‘Then go quickly to the hall. The peasants want to see you; something from your nurse.’
When I went down to the hall, one of the peasants would give me a little bundle containing perhaps a few rye cakes, half a dozen hard-boiled eggs, and some apples, tied in a motley coloured cotton kerchief. ‘Take that: it is your nurse, Vasilísa, who sends it to you. Look if the apples are not frozen. I hope not: I kept them all the journey on my breast. Such a fearful frost we had.’ And the broad, bearded face, covered with frost-bites, would smile radiantly, showing two rows of beautiful white teeth from beneath quite a forest of hair.
‘And this is for your brother, from his nurse Anna,’ another peasant would say, handing me a similar bundle. ‘“Poor boy,” she says, “he can never have enough at school.”’
Blushing and not knowing what to say, I would murmur at last, ‘Tell Vasilísa that I kiss her, and Anna too, for my brother.’ At which all faces would become still more radiant.
‘Yes, I will, to be sure.’
Then Kiríla, who kept watch at father’s door, would whisper suddenly, ‘Run quickly upstairs; your father may come out in a moment. Don’t forget the kerchief; they want to take it back.’
As I carefully folded the worn kerchief, I most passionately desired to send Vasilísa something. But I had nothing to send, not even a toy, and we never had pocket-money.
Our best time, of course, was in the country.
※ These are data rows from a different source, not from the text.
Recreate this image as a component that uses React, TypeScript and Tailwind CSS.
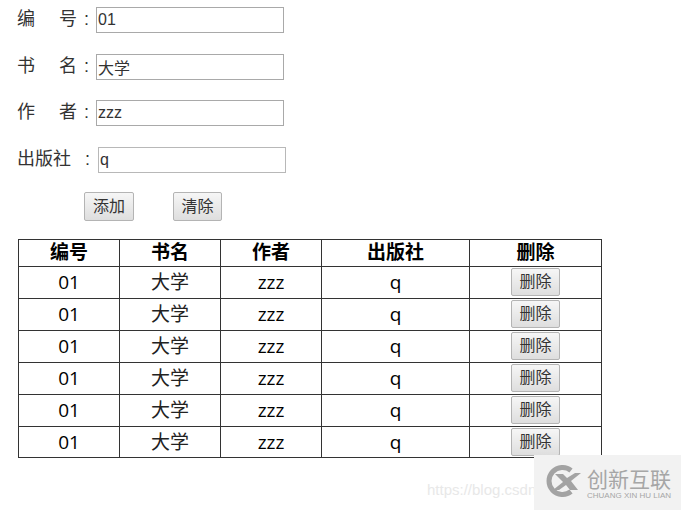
import React from 'react'

const font = "[font-family:'Liberation_Sans','Noto_Sans_CJK_SC',sans-serif]"
const dataFont = "font-['Open_Sans','Noto_Sans_CJK_SC',sans-serif] text-[19px]"

const fields = [
  { label: '编', label2: '号', value: '01' },
  { label: '书', label2: '名', value: '大学' },
  { label: '作', label2: '者', value: 'zzz' },
]

const rows = [1, 2, 3, 4, 5, 6]

function GreyButton({ text, className }: { text: string; className: string }) {
  return (
    <button className={`rounded-[2px] border border-[#b4b4b4] bg-gradient-to-b from-[#f6f6f6] to-[#dedede] text-[#333] ${className}`}>
      {text}
    </button>
  )
}

function Logo() {
  return (
    <div className="absolute bottom-0 right-0 h-[55px] w-[147px] bg-[#f2f2f2]">
      <div className="flex items-start gap-[6px] pl-[12px] pt-[10px]">
        <svg width="35" height="32" viewBox="0 0 35 32" fill="none">
          <path d="M25 5.5A13.5 13.5 0 1 0 25 26.5" stroke="#a3a3a3" strokeWidth="5" />
          <path d="M9 9h8l4 4 8-5h6l-10 8 7 9h-8l-4-5-7 5h-6l10-8z" fill="#a3a3a3" />
        </svg>
        <div className="flex flex-col pt-[4px]">
          <span className="text-[21px] leading-[22px] text-[#a6a6a6]">创新互联</span>
          <span className="whitespace-nowrap text-[8px] leading-[9px] text-[#a6a6a6]">CHUANG XIN HU LIAN</span>
        </div>
      </div>
    </div>
  )
}

export default function App() {
  return (
    <div className={`relative h-[510px] w-[681px] overflow-hidden bg-white ${font}`}>
      <div className="pl-[18px] pt-[7px]">
        {fields.map((f, i) => (
          <div key={f.label} className={`flex h-[26px] items-center ${i === 0 ? '' : i === 1 ? 'mt-[21px]' : 'mt-[20px]'}`}>
            <span className="-ml-[1px] -mt-[3px] flex w-[79px] text-[18px] leading-[26px] text-[#333]">
              <span className="w-[42px]">{f.label}</span>
              <span className="w-[25px]">{f.label2}</span>
              <span>:</span>
            </span>
            <input
              readOnly
              value={f.value}
              className="h-[26px] w-[188px] border border-[#a9a9a9] pl-[1px] text-[16px] text-[#333] outline-none"
            />
          </div>
        ))}
        <div className="mt-[21px] flex h-[26px] items-center">
          <span className="-ml-[1px] -mt-[3px] flex w-[81px] text-[18px] leading-[26px] text-[#333]">
            <span className="w-[68px]">出版社</span>
            <span>:</span>
          </span>
          <input
            readOnly
            value="q"
            className="h-[26px] w-[188px] border border-[#b8b8b8] pl-[1px] text-[16px] text-[#333] outline-none"
          />
        </div>
        <div className="ml-[66px] mt-[19px] flex gap-[39px]">
          <GreyButton text="添加" className="h-[29px] w-[50px] text-[16px]" />
          <GreyButton text="清除" className="h-[29px] w-[49px] text-[16px]" />
        </div>
      </div>

      <table className="ml-[18px] mt-[18px] w-[583px] table-fixed border-collapse text-center text-[18px] text-black">
        <colgroup>
          <col className="w-[101px]" />
          <col className="w-[101px]" />
          <col className="w-[101px]" />
          <col className="w-[148px]" />
          <col className="w-[132px]" />
        </colgroup>
        <thead>
          <tr className="h-[27px]">
            {['编号', '书名', '作者', '出版社', '删除'].map((h) => (
              <th key={h} className="border border-[#333] p-0 align-middle text-[19px] font-bold leading-[26px]">
                {h}
              </th>
            ))}
          </tr>
        </thead>
        <tbody>
          {rows.map((r) => (
            <tr key={r} className={r === 6 ? 'h-[31px]' : 'h-[32px]'}>
              <td className={`border border-[#333] p-0 ${dataFont}`}>01</td>
              <td className={`border border-[#333] p-0 text-[#222] ${dataFont}`}>大学</td>
              <td className={`border border-[#333] p-0 font-medium ${dataFont}`}>zzz</td>
              <td className={`border border-[#333] p-0 font-medium ${dataFont}`}>q</td>
              <td className="border border-[#333] p-0 align-top">
                <GreyButton text="删除" className="mx-auto mt-[1px] block h-[28px] w-[49px] text-[16px]" />
              </td>
            </tr>
          ))}
        </tbody>
      </table>

      <span className="absolute left-[427px] top-[479px] text-[15px] text-[#e8e8e8]">https://blog.csdn</span>
      <Logo />
    </div>
  )
}
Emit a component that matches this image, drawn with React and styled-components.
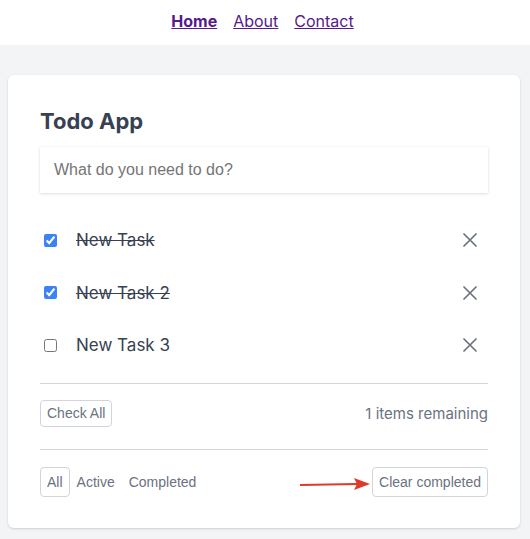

As soon as Easter and Whitsuntide had passed, all our thoughts were directed towards Nikólskoye. However, time went on—the lilacs must be past blooming at Nikólskoye—and father had still thousands of affairs to keep him in town. At last, five or six peasant-carts entered our yard: they came to take all sorts of things which had to be sent to the country house. The great old coach and the other coaches in which we were going to make the journey were taken out and inspected once more. The boxes began to be packed. Our lessons made slow progress; at every moment we interrupted our teachers, asking whether this or that book should be taken with us, and long before all others we began packing our books, our slates, and our toys, which were of our own making.
Everything was ready: the peasant-carts stood heavily loaded with furniture for the country house, boxes containing the kitchen utensils, and almost countless empty glass jars which were to be brought back in the autumn filled with all kinds of preserves. The peasants waited every morning for hours in the hall; but the order for leaving did not come. Father continued to write all the morning in his room, and disappeared at night. Finally, our stepmother interfered, her maid having ventured to report that the peasants were very anxious to return, as haymaking was near.
Next afternoon, Frol, the major-domo, and Mikhael Aléeff, the first violin, were called into father’s room. A sack containing the ‘food money’—that is, a few coppers a day—for each of the forty or fifty souls who were to accompany the household to Nikólskoye, was handed to Frol, with a list. All were enumerated in that list: the band in full; then the cooks and the under-cooks, the laundresses, the under-laundress, who was blessed with a family of six mites, ‘Polka Squinting,’ ‘Domna the Big One,’ ‘Domna the Small One,’ and the rest of them.